▶ _Short task_: Here are records with pictures in them. Copy all of them exactly and leave the pictures out.

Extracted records
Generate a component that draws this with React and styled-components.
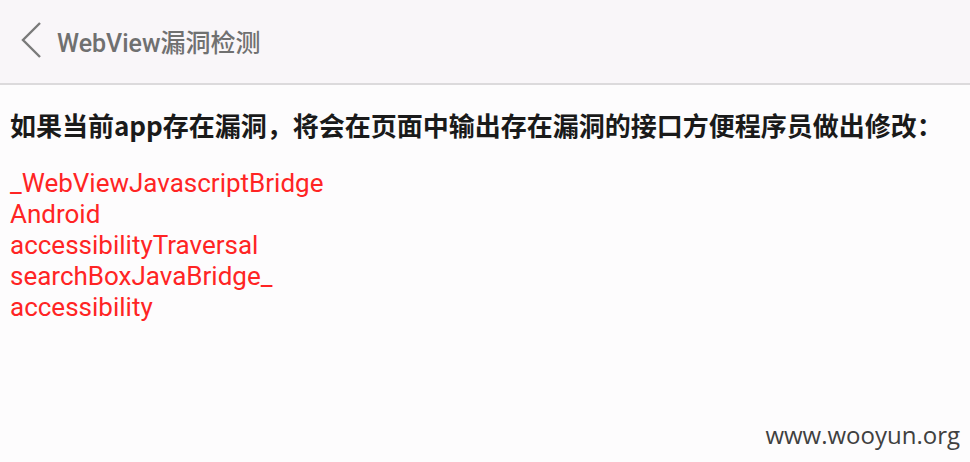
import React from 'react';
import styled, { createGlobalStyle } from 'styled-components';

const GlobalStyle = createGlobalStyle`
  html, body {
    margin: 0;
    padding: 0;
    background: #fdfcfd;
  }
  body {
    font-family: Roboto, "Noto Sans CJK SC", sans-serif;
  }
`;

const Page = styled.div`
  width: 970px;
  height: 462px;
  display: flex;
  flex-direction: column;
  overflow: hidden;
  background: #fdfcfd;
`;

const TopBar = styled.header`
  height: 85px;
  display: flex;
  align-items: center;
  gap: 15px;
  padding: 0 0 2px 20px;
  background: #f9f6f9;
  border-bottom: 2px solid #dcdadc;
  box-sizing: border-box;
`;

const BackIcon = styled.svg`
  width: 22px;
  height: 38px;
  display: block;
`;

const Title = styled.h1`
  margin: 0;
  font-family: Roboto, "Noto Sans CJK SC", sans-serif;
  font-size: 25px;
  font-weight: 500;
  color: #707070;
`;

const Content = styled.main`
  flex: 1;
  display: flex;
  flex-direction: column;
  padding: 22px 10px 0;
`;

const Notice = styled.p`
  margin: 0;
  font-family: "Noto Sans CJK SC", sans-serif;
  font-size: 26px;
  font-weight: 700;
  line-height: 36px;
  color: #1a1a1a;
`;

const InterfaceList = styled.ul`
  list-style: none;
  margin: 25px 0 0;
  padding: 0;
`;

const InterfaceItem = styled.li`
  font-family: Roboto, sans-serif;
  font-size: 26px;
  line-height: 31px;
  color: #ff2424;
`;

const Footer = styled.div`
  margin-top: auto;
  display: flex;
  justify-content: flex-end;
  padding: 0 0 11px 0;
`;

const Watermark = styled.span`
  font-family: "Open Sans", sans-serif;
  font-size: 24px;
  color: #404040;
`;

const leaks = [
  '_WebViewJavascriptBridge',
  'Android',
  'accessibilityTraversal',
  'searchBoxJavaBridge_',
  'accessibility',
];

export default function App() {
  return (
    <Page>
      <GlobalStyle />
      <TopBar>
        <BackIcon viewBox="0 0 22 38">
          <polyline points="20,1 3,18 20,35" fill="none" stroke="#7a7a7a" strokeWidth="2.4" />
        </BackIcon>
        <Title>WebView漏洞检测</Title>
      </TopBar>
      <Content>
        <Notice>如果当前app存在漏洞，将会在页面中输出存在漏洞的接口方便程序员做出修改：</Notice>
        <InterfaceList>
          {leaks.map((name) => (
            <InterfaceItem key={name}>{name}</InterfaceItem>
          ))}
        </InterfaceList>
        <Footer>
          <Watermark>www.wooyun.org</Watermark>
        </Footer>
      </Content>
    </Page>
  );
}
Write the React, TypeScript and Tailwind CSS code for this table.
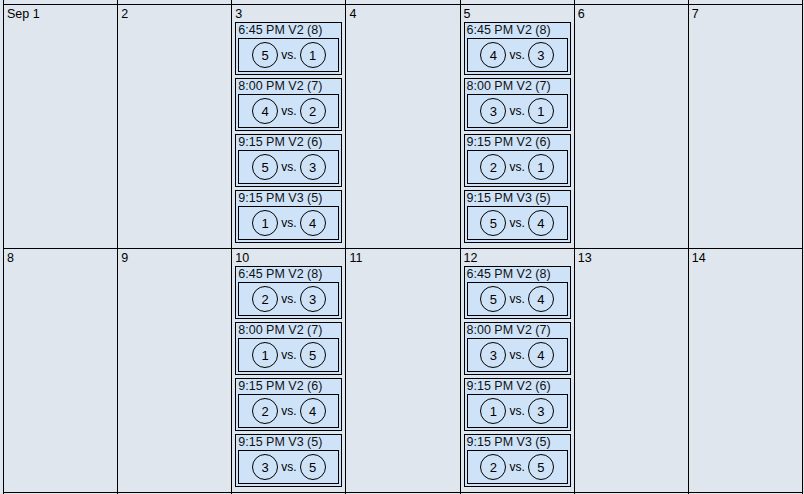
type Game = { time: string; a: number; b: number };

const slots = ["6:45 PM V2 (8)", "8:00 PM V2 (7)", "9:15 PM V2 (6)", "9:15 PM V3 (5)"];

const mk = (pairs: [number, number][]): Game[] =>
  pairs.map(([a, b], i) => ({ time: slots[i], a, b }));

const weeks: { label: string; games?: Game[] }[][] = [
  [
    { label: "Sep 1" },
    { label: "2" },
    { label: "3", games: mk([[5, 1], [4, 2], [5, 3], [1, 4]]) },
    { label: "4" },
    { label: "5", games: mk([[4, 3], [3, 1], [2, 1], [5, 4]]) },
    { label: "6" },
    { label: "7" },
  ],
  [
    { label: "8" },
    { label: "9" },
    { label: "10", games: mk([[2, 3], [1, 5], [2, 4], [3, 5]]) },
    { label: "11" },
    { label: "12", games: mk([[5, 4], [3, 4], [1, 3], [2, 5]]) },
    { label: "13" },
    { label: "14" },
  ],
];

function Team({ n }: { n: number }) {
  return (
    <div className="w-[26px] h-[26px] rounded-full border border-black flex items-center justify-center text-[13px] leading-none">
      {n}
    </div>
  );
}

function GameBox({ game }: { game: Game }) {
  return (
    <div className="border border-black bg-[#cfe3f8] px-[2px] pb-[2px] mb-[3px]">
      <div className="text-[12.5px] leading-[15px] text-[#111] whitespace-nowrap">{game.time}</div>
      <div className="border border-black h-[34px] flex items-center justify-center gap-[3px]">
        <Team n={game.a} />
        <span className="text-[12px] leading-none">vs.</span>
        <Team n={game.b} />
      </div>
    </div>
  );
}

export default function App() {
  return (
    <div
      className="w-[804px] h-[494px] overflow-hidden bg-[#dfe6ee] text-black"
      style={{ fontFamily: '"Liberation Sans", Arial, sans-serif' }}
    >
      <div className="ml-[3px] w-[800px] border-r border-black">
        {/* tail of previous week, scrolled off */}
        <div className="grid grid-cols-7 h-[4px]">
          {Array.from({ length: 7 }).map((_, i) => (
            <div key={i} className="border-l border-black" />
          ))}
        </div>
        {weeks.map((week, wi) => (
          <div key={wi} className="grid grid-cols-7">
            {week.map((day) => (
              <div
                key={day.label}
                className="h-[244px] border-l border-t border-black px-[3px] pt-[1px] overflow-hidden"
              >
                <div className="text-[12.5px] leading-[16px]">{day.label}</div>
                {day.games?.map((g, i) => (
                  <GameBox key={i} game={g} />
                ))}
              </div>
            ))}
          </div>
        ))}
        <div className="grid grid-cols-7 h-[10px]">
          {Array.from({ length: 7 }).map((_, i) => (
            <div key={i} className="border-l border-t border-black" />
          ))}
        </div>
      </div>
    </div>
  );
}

▶ _Result of this task_:
Generate a component that draws this with React and styled-components.
import React from 'react';
import styled, { createGlobalStyle } from 'styled-components';

const GlobalStyle = createGlobalStyle`
  html, body {
    margin: 0;
    padding: 0;
    background: #fdfcfd;
  }
  body {
    font-family: Roboto, "Noto Sans CJK SC", sans-serif;
  }
`;

const Page = styled.div`
  width: 970px;
  height: 462px;
  display: flex;
  flex-direction: column;
  overflow: hidden;
  background: #fdfcfd;
`;

const TopBar = styled.header`
  height: 85px;
  display: flex;
  align-items: center;
  gap: 15px;
  padding: 0 0 2px 20px;
  background: #f9f6f9;
  border-bottom: 2px solid #dcdadc;
  box-sizing: border-box;
`;

const BackIcon = styled.svg`
  width: 22px;
  height: 38px;
  display: block;
`;

const Title = styled.h1`
  margin: 0;
  font-family: Roboto, "Noto Sans CJK SC", sans-serif;
  font-size: 25px;
  font-weight: 500;
  color: #707070;
`;

const Content = styled.main`
  flex: 1;
  display: flex;
  flex-direction: column;
  padding: 22px 10px 0;
`;

const Notice = styled.p`
  margin: 0;
  font-family: "Noto Sans CJK SC", sans-serif;
  font-size: 26px;
  font-weight: 700;
  line-height: 36px;
  color: #1a1a1a;
`;

const InterfaceList = styled.ul`
  list-style: none;
  margin: 25px 0 0;
  padding: 0;
`;

const InterfaceItem = styled.li`
  font-family: Roboto, sans-serif;
  font-size: 26px;
  line-height: 31px;
  color: #ff2424;
`;

const Footer = styled.div`
  margin-top: auto;
  display: flex;
  justify-content: flex-end;
  padding: 0 0 11px 0;
`;

const Watermark = styled.span`
  font-family: "Open Sans", sans-serif;
  font-size: 24px;
  color: #404040;
`;

const leaks = [
  '_WebViewJavascriptBridge',
  'Android',
  'accessibilityTraversal',
  'searchBoxJavaBridge_',
  'accessibility',
];

export default function App() {
  return (
    <Page>
      <GlobalStyle />
      <TopBar>
        <BackIcon viewBox="0 0 22 38">
          <polyline points="20,1 3,18 20,35" fill="none" stroke="#7a7a7a" strokeWidth="2.4" />
        </BackIcon>
        <Title>WebView漏洞检测</Title>
      </TopBar>
      <Content>
        <Notice>如果当前app存在漏洞，将会在页面中输出存在漏洞的接口方便程序员做出修改：</Notice>
        <InterfaceList>
          {leaks.map((name) => (
            <InterfaceItem key={name}>{name}</InterfaceItem>
          ))}
        </InterfaceList>
        <Footer>
          <Watermark>www.wooyun.org</Watermark>
        </Footer>
      </Content>
    </Page>
  );
}
Write the React, TypeScript and Tailwind CSS code for this table.
type Game = { time: string; a: number; b: number };

const slots = ["6:45 PM V2 (8)", "8:00 PM V2 (7)", "9:15 PM V2 (6)", "9:15 PM V3 (5)"];

const mk = (pairs: [number, number][]): Game[] =>
  pairs.map(([a, b], i) => ({ time: slots[i], a, b }));

const weeks: { label: string; games?: Game[] }[][] = [
  [
    { label: "Sep 1" },
    { label: "2" },
    { label: "3", games: mk([[5, 1], [4, 2], [5, 3], [1, 4]]) },
    { label: "4" },
    { label: "5", games: mk([[4, 3], [3, 1], [2, 1], [5, 4]]) },
    { label: "6" },
    { label: "7" },
  ],
  [
    { label: "8" },
    { label: "9" },
    { label: "10", games: mk([[2, 3], [1, 5], [2, 4], [3, 5]]) },
    { label: "11" },
    { label: "12", games: mk([[5, 4], [3, 4], [1, 3], [2, 5]]) },
    { label: "13" },
    { label: "14" },
  ],
];

function Team({ n }: { n: number }) {
  return (
    <div className="w-[26px] h-[26px] rounded-full border border-black flex items-center justify-center text-[13px] leading-none">
      {n}
    </div>
  );
}

function GameBox({ game }: { game: Game }) {
  return (
    <div className="border border-black bg-[#cfe3f8] px-[2px] pb-[2px] mb-[3px]">
      <div className="text-[12.5px] leading-[15px] text-[#111] whitespace-nowrap">{game.time}</div>
      <div className="border border-black h-[34px] flex items-center justify-center gap-[3px]">
        <Team n={game.a} />
        <span className="text-[12px] leading-none">vs.</span>
        <Team n={game.b} />
      </div>
    </div>
  );
}

export default function App() {
  return (
    <div
      className="w-[804px] h-[494px] overflow-hidden bg-[#dfe6ee] text-black"
      style={{ fontFamily: '"Liberation Sans", Arial, sans-serif' }}
    >
      <div className="ml-[3px] w-[800px] border-r border-black">
        {/* tail of previous week, scrolled off */}
        <div className="grid grid-cols-7 h-[4px]">
          {Array.from({ length: 7 }).map((_, i) => (
            <div key={i} className="border-l border-black" />
          ))}
        </div>
        {weeks.map((week, wi) => (
          <div key={wi} className="grid grid-cols-7">
            {week.map((day) => (
              <div
                key={day.label}
                className="h-[244px] border-l border-t border-black px-[3px] pt-[1px] overflow-hidden"
              >
                <div className="text-[12.5px] leading-[16px]">{day.label}</div>
                {day.games?.map((g, i) => (
                  <GameBox key={i} game={g} />
                ))}
              </div>
            ))}
          </div>
        ))}
        <div className="grid grid-cols-7 h-[10px]">
          {Array.from({ length: 7 }).map((_, i) => (
            <div key={i} className="border-l border-t border-black" />
          ))}
        </div>
      </div>
    </div>
  );
}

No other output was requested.